At the time this case was heard and the temporary injunction was orally denied, the court was not unmindful of the general rule that elections are not to be enjoined unless clearly the statute under which called is unconstitutional or the procedures for calling so clearly contra to the statutes as to make the election effort invalid. This element while important at the time of the hearing was not controlling.

The real question is whether Sailors v. Board of Education, 387 U.S. 105, 87 S.Ct. 1549, 18 L.Ed.2d 650 (1967) covers the issues here presented. If it does the relief asked must be denied. Sailors was an action to enjoin detaching certain schools from Grand Rapids, Michigan, and attaching them to Kent County. The constitutional question involved the selection of the county school board, which was chosen by delegates from local boards and not by the electors of the county. The local schools boards were elected by popular vote of the residents of the districts. These boards sent a delegate to a biennial meeting at which the county board was elected, it was argued in Sailors, as it is here, that such a method of choosing school members is invalid under Gray v. Sanders, supra, and violated the “one man, one vote” principle of Reynolds v. Sims, 377 U.S. 533, 84 S.Ct. 1362, 12 L.Ed.2d 506 (1964).

The Supreme Court found no constitutional reason why such offices could not be chosen other than by an election.

“Viable local governments may need many innovations, numerous combinations of old and new devices, great flexibility in municipal arrangements to meet changing urban conditions. We see nothing in the Constitution to prevent experimentation. At least as respects nonlegislative officers, a State can appoint local officials or elect them or combine the elective and appointive systems as was done here.” Sailors v. Board of Education, 387 U. S. 105, 110-111, 87 S.Ct. 1549, 18 L.Ed.2d 650.

In turn, plaintiffs claim Sailors is not applicable because the Court held the office was a nonlegislative one. Plaintiffs point to the case of Nickel v. School Board of Axtell, 157 Neb. 813, 61 N.W.2d 566 (1933), as holding that a county school reorganization committee in Nebraska is a legislative body and that the fixing of boundaries of a school district is a legislative function. Notwithstanding the fact that the Nebraska Supreme Court did so hold in Nickel, this does not make Sailors inapplicable. The opinion in Sailors sets forth the many functions and duties of the county board under Michigan law. The duties are many as compared with the Nebraska counterparts. There is included the changing of district boundaries. We read in Footnote 7, p. 110 of 387 U.S., p. 1553 of 87 S.Ct.:

“One of the board’s most sensitive functions, and the one giving rise to this litigation, is the power to transfer areas from one school district to another. Mich.Stat.Ann. § 15.3461 (1959).”

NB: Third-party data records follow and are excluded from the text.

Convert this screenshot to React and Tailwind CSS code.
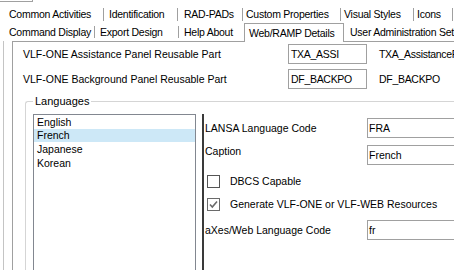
export default function App() {
  const sep1 = <div className="w-px h-[13px] bg-[#a0a0a0] shrink-0" />;
  const sep2 = <div className="w-px h-[12px] bg-[#a0a0a0] shrink-0" />;
  return (
    <div className="w-[454px] h-[270px] overflow-hidden bg-white flex flex-col font-['Liberation_Sans',Arial,sans-serif] text-[11px] text-black leading-none">
      <div className="h-[5px] shrink-0 flex">
        <div className="w-[33px] h-[2px] border-b border-r border-[#a0a0a0]" />
      </div>
      {/* Row 1 tabs */}
      <div className="h-[18px] shrink-0 flex items-center whitespace-nowrap text-[10.5px] tracking-[-0.25px]">
        <div className="w-[103px] pl-[9px] shrink-0">Common Activities</div>
        {sep1}
        <div className="w-[73px] pl-[5px] shrink-0">Identification</div>
        {sep1}
        <div className="w-[64px] pl-[6px] shrink-0">RAD-PADs</div>
        {sep1}
        <div className="w-[97px] pl-[3px] shrink-0">Custom Properties</div>
        {sep1}
        <div className="w-[72px] pl-[3px] shrink-0">Visual Styles</div>
        {sep1}
        <div className="w-[38px] pl-[3px] shrink-0">Icons</div>
        {sep1}
      </div>
      {/* Row 2 tabs */}
      <div className="h-[18px] shrink-0 flex items-end whitespace-nowrap text-[10.5px] tracking-[-0.25px]">
        <div className="h-full flex items-center w-[94px] pl-[9px] shrink-0">Command Display</div>
        <div className="h-full flex items-center">{sep2}</div>
        <div className="h-full flex items-center w-[83px] pl-[5px] shrink-0">Export Design</div>
        <div className="h-full flex items-center">{sep2}</div>
        <div className="h-full flex items-center w-[65px] pl-[5px] shrink-0">Help About</div>
        <div className="relative z-10 -mb-px h-[19px] w-[100px] shrink-0 border-t border-l border-r border-[#a0a0a0] bg-white flex items-center pl-[4px]">
          Web/RAMP Details
        </div>
        <div className="h-full flex items-center pl-[6px] shrink-0">User Administration Settings</div>
      </div>
      {/* Panel */}
      <div className="flex-1 ml-[3px] border-l border-[#c4c4c4] pl-[8px] flex">
        <div className="w-[600px] shrink-0 border-l border-t border-[#a0a0a0] pl-[10px] pt-[2px] flex flex-col">
          <div className="h-[20px] flex items-center whitespace-nowrap">
            <div className="w-[265px] shrink-0 text-[10.5px]">VLF-ONE Assistance Panel Reusable Part</div>
            <div className="w-[79px] h-[20px] shrink-0 border border-[#a0a0a0] flex items-center pl-[2px] text-[10.5px] tracking-[-0.3px]">TXA_ASSI</div>
            <div className="ml-[12px] text-[10.5px] tracking-[-0.3px]">TXA_AssistancePanel</div>
          </div>
          <div className="mt-[5px] h-[20px] flex items-center whitespace-nowrap">
            <div className="w-[265px] shrink-0 text-[10.5px]">VLF-ONE Background Panel Reusable Part</div>
            <div className="w-[79px] h-[20px] shrink-0 border border-[#a0a0a0] flex items-center pl-[2px] text-[10.5px] tracking-[-0.3px]">DF_BACKPO</div>
            <div className="ml-[12px] text-[10.5px] tracking-[-0.3px]">DF_BACKPO</div>
          </div>
          <fieldset className="mt-[6px] ml-[2px] pl-[7px] border-t border-l border-[#d5d5d5] rounded-tl-[3px]">
            <legend className="px-[2px] leading-[12px]">Languages</legend>
            <div className="mt-[7px] flex">
              <div className="w-[163px] h-[200px] shrink-0 border-l border-t border-r border-[#828790] pt-px text-[10.5px]">
                <div className="h-[13px] flex items-center pl-[3px]">English</div>
                <div className="h-[13px] flex items-center pl-[3px] bg-[#cde8f7]">French</div>
                <div className="h-[14px] flex items-center pl-[3px]">Japanese</div>
                <div className="h-[14px] flex items-center pl-[3px]">Korean</div>
              </div>
              <div className="w-[6px] shrink-0" />
              <div className="w-[2px] h-[200px] shrink-0 bg-[#3a3a3a]" />
              <div className="pl-[1px] flex flex-col text-[10.5px] whitespace-nowrap">
                <div className="mt-[4px] h-[20px] flex items-center">
                  <div className="w-[162px] shrink-0">LANSA Language Code</div>
                  <div className="w-[140px] h-[20px] border border-[#a0a0a0] flex items-center pl-[1px]">FRA</div>
                </div>
                <div className="mt-[7px] h-[20px] flex items-start">
                  <div className="w-[162px] shrink-0 leading-[12px]">Caption</div>
                  <div className="w-[140px] h-[20px] border border-[#a0a0a0] flex items-center pl-[1px]">French</div>
                </div>
                <div className="mt-[10px] h-[13px] flex items-center">
                  <div className="ml-[2px] w-[13px] h-[13px] border border-[#555555] bg-white" />
                  <div className="ml-[10px]">DBCS Capable</div>
                </div>
                <div className="mt-[10px] h-[13px] flex items-center">
                  <div className="ml-[2px] w-[13px] h-[13px] border border-[#6a6a6a] bg-white flex items-center justify-center">
                    <svg width="11" height="11" viewBox="0 0 11 11">
                      <path d="M2 5.5 L4.3 8 L9 2.5" fill="none" stroke="#6a6a6a" strokeWidth="1.6" />
                    </svg>
                  </div>
                  <div className="ml-[10px]">Generate VLF-ONE or VLF-WEB Resources</div>
                </div>
                <div className="mt-[9px] h-[20px] flex items-center">
                  <div className="w-[162px] shrink-0">aXes/Web Language Code</div>
                  <div className="w-[140px] h-[20px] border border-[#a0a0a0] flex items-center pl-[1px]">fr</div>
                </div>
              </div>
            </div>
          </fieldset>
        </div>
      </div>
    </div>
  );
}
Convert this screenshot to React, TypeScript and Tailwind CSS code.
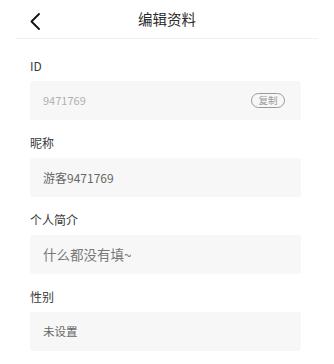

This function of determining boundaries was not enough to cause the Court in Sailors to hold that the board was a legislative body and to apply the doctrine of “one man, one vote.” Similarly here we conclude it is not enough. We conclude that under the facts of the Sailors case the function of the defendants as a school reorganization committee is not- sufficient to make it a legislative body as such term is used Sailors.

Experimentation is to be encouraged. The selection of a County Committee to explain the problems of school consolidation and to prepare and submit plans to the voters should be left to the proce*336dures provided by the legislature. Courts should not interfere in the submission of such reorganization plans to the electors, under a system which prevents small districts from being taken into larger districts or larger districts from taking over small district schools without the affirmative vote of a majority of the electors in each class of districts.

We conclude that the principle of “one man, one vote” has no application to the selection of a County Committee in Nebraska and that plaintiffs have not been deprived of any constitutional right in the selection of the County Reorganization Committee in following the procedures which the Nebraska Legislature provided in the School District Reorganization Bill.